Separation Anxiety

Steve Sass and his co-researchers at Boston College were surprised to find no employers making plans to accommodate workers who can't afford to retire and want to remain on the job past the customary retirement age.

“Working Longer,” the 2008 book from the Center for Retirement Research at Boston College (CRR), suggested that Americans who reach age 65 without adequate retirement savings should stay on the job for a couple of extra years.

That won’t necessarily be easy, authors Steven Sass and Alicia Munnell acknowledged in the book’s introduction. “It requires thought and planning on the part of individuals. It also requires employers to retain, train, and even hire older workers. Government also has a role to play.”

But in his ongoing conversations with large employers, Sass told RIJ, he has found no suggestion that corporations are preparing to accommodate the special needs of retirement-age workers who say they simply can’t afford to turn in their security badges quite yet.   

That fact might not surprise everyone, but it surprised Sass.

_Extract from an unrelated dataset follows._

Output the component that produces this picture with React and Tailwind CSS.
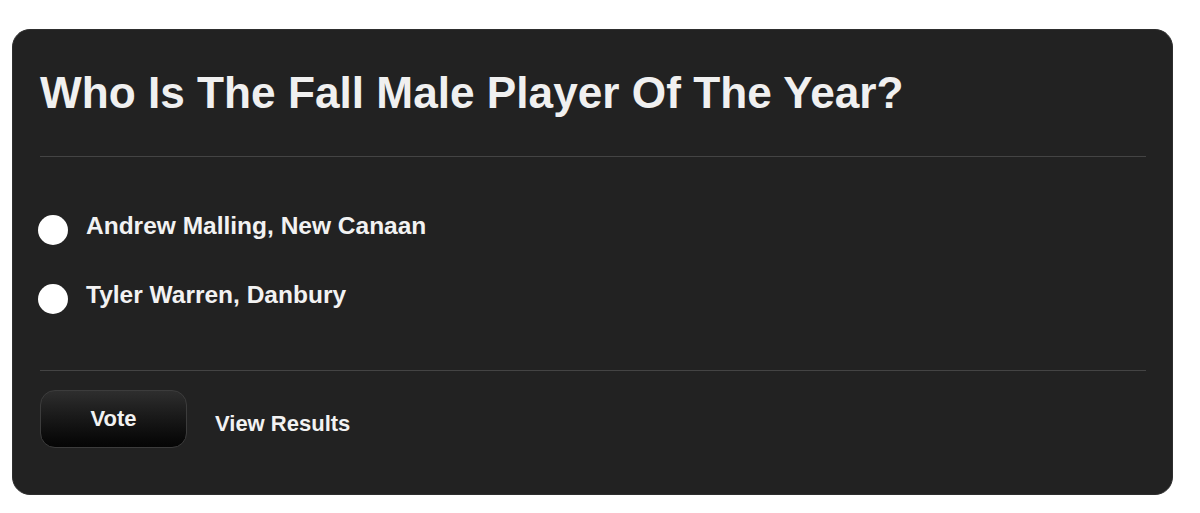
export default function App() {
  const options = ["Andrew Malling, New Canaan", "Tyler Warren, Danbury"];

  return (
    <div className="min-h-screen bg-white pt-[29px] pl-[12px] font-['Liberation_Sans',Arial,sans-serif]">
      {/* Poll card */}
      <div className="w-[1161px] h-[466px] rounded-[18px] bg-[#222222] border border-[#2e2e2e] pt-[39px] pl-[27px] pr-[26px]">
        <h1 className="text-[44.2px] leading-[48px] font-bold text-[#f0f0f0]">
          Who Is The Fall Male Player Of The Year?
        </h1>

        <div className="mt-[39px] h-px bg-[#444444]" />

        {/* Options */}
        <div className="mt-[53px] flex flex-col gap-[29px]">
          {options.map((option) => (
            <label key={option} className="flex h-[40px] items-center -ml-[2px] cursor-pointer">
              <span className="w-[30px] h-[30px] rounded-full bg-white shrink-0" />
              <span className="ml-[18px] mb-[7px] text-[24.5px] font-bold text-[#f2f2f2]">
                {option}
              </span>
            </label>
          ))}
        </div>

        <div className="mt-[51px] h-px bg-[#444444]" />

        {/* Actions */}
        <div className="mt-[19px] flex items-center">
          <button className="w-[147px] h-[58px] rounded-[15px] border border-[#3c3c3c] bg-gradient-to-b from-[#2e2e2e] to-[#050505] text-[22px] font-bold text-[#f2f2f2] pb-[1px]">
            Vote
          </button>
          <a className="ml-[28px] mt-[8px] text-[22px] font-bold text-[#f2f2f2] cursor-pointer">
            View Results
          </a>
        </div>
      </div>
    </div>
  );
}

“I thought, ‘You’ll have to do one thing or the other. You’ll either have to create new opportunities for older workers, or you’ll have to tighten performance reviews.’ On the one hand, I did not expect to see a large philanthropic response. I know that terminating people is difficult. But I did expect something, since this was a major function of defined benefit pension plans,” he said.

“One of the original reasons for having a DB plan was to retire people in an orderly and humane way. This is after all a highly charged, major event in people’s lives. Formal retirement took a lot of the emotion out of the process,” he added.

“Now there’s no guidance. There’s a lot of emotional tension there, and many employers are not responsive to any of this. They don’t seem to even care that their own personnel systems will get gummed up.”

The metrics of these findings are documented in a CRR June 2009 Issue Brief,  “Employers’ (Lack Of) Response to the Retirement Income Challenge,” by Sass, Kelly Haverstick and Jean-Pierre Aubry.

“What is surprising is that employers are not responding to the retirement challenge that they themselves face—the prospect of large numbers of employees wanting to stay on the job longer than the employer would like,” the brief said.

“In today’s 401(k) world, employers continue to see retirement-related initiatives as a way to attract and retain employees but are essentially unresponsive to the need to retire employees in an orderly and predictable fashion… Neither their employees’ retirement security nor the prospect of a disorderly retirement process currently influences employer retirement polices.”

In their survey, the CRR investigators asked employers of varying sizes what percentage of their employees might not have enough resources to retire at the traditional age. The median response was 50 percent. They also asked what percentage of those workers might want to stay on for two extra years, and the answer was also about 50 percent.

“That’s where we got a surprise. When we asked about the likelihood that they would create opportunities for those people, about the prospect of keeping people ages 65 to 69, we got a lukewarm response. They hadn’t thought about it that much. I thought there would be a response, that they would be tightening performance reviews or encouraging greater savings or offering additional retirement planning. But they were not responding.  It hasn’t really hit them as a reality.”

One illuminating fact was that employers, overall, have weaker ties to their 50-something employees than they once did. Between 1983 and 2006, Sass said, the percentage of men ages 58 to 62 who had the same employer they had at age 50 dropped from 70% to 45%. “A lot of people in their 50s are not ‘long-term guys’ anymore,” Sass told RIJ. “Most people will change employers after age 50.”

In his study, some employers, when asked, estimated that six to eight percent of their total work force would want to work two to four years past their traditional retirement age. 

“That’s a significant number,” Sass said. “There will be a personnel mess. It may not merit major management attention. But it will be difficult for supervisors.  [The retirement transition] will be managed on an ad hoc basis. There will be plenty of cases where it will be managed poorly. And we did this survey before the ‘crash.’ Today there are many more people who are not prepared for retirement than there were then.”